Political warfare: Archetypal hunting stories in the digital age
Daily Maverick Assistant Editor Marianne Thamm. (Photo: Daniel Born / Daily Maverick) | Historian, commentator and author Michael Burleigh. (Photo: Supplied)

‘These really are archetypal hunting stories,’ says historian and author Michael Burleigh about history’s political assassinations.

Someone can be sitting in the bright sunshine of the Arizona desert and, at the same time, checking out Afghanistan at night, on the lookout for targets – stalking, hunting. That is the nature of remote warfare.

It can happen anywhere. “It could be Yemen, Somalia, Kenya, for that matter,” said historian Michael Burleigh, author of several books on World War 2. After 25 years researching the subject, he knows about state-sanctioned, political warfare and organised assassinations. 

Burleigh was talking to Daily Maverick’s Marianne Thamm during the launch of his book, “Day of Assassins: The killers who stalk the shadows of political life.”

Remote warfare increased after WW2 and, at the dawn of the 21st century, presented a completely new moral dimension, Burleigh said.

After a day of killing, “you go and buy your shopping.
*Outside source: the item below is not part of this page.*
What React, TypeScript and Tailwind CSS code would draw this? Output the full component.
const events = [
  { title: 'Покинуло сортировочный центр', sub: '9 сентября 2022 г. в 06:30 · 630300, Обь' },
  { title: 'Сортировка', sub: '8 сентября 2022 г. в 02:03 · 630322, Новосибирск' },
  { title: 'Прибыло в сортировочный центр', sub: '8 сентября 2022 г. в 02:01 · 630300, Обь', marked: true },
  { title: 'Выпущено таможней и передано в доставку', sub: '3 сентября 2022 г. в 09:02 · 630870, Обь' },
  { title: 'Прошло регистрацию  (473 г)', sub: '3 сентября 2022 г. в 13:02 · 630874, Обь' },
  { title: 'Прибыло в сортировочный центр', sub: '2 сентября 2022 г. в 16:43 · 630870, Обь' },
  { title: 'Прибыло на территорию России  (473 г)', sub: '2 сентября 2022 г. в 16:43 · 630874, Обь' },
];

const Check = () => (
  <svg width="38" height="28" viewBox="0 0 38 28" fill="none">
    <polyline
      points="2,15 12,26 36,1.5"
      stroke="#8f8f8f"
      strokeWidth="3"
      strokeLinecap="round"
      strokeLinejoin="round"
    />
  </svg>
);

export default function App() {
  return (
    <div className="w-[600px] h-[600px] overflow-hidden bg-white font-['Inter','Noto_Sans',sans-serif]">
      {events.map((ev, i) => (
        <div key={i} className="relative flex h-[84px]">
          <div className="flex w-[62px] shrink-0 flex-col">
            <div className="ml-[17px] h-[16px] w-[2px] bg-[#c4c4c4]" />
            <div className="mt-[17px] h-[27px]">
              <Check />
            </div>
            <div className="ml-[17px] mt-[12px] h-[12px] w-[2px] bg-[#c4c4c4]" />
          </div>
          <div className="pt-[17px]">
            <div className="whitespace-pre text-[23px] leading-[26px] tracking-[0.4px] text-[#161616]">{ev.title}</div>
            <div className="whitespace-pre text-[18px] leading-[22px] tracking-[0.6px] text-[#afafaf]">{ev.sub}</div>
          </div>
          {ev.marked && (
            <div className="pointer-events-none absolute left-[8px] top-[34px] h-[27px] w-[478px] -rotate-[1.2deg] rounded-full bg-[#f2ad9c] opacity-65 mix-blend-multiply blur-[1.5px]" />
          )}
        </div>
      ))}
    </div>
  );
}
Or its bathtime with the kiddies… you just go back into ordinary life”, said Burleigh. “It must be a really strange existence to be killing people thousands of miles away, and the next thing, playing with a rubber ducky in the bath.”

That’s the bizarre reality of remote warfare, which is growing with the “favoured” predatory drones becoming more sophisticated and cost-effective, Burleigh said.

“One of the classic ways in which you obviate moral responsibility is to heavily… compartmentalise the activity [of warfare],” he said. “In the end, everybody is to blame but nobody is to blame.

 “These really are archetypal hunting stories,” said the author.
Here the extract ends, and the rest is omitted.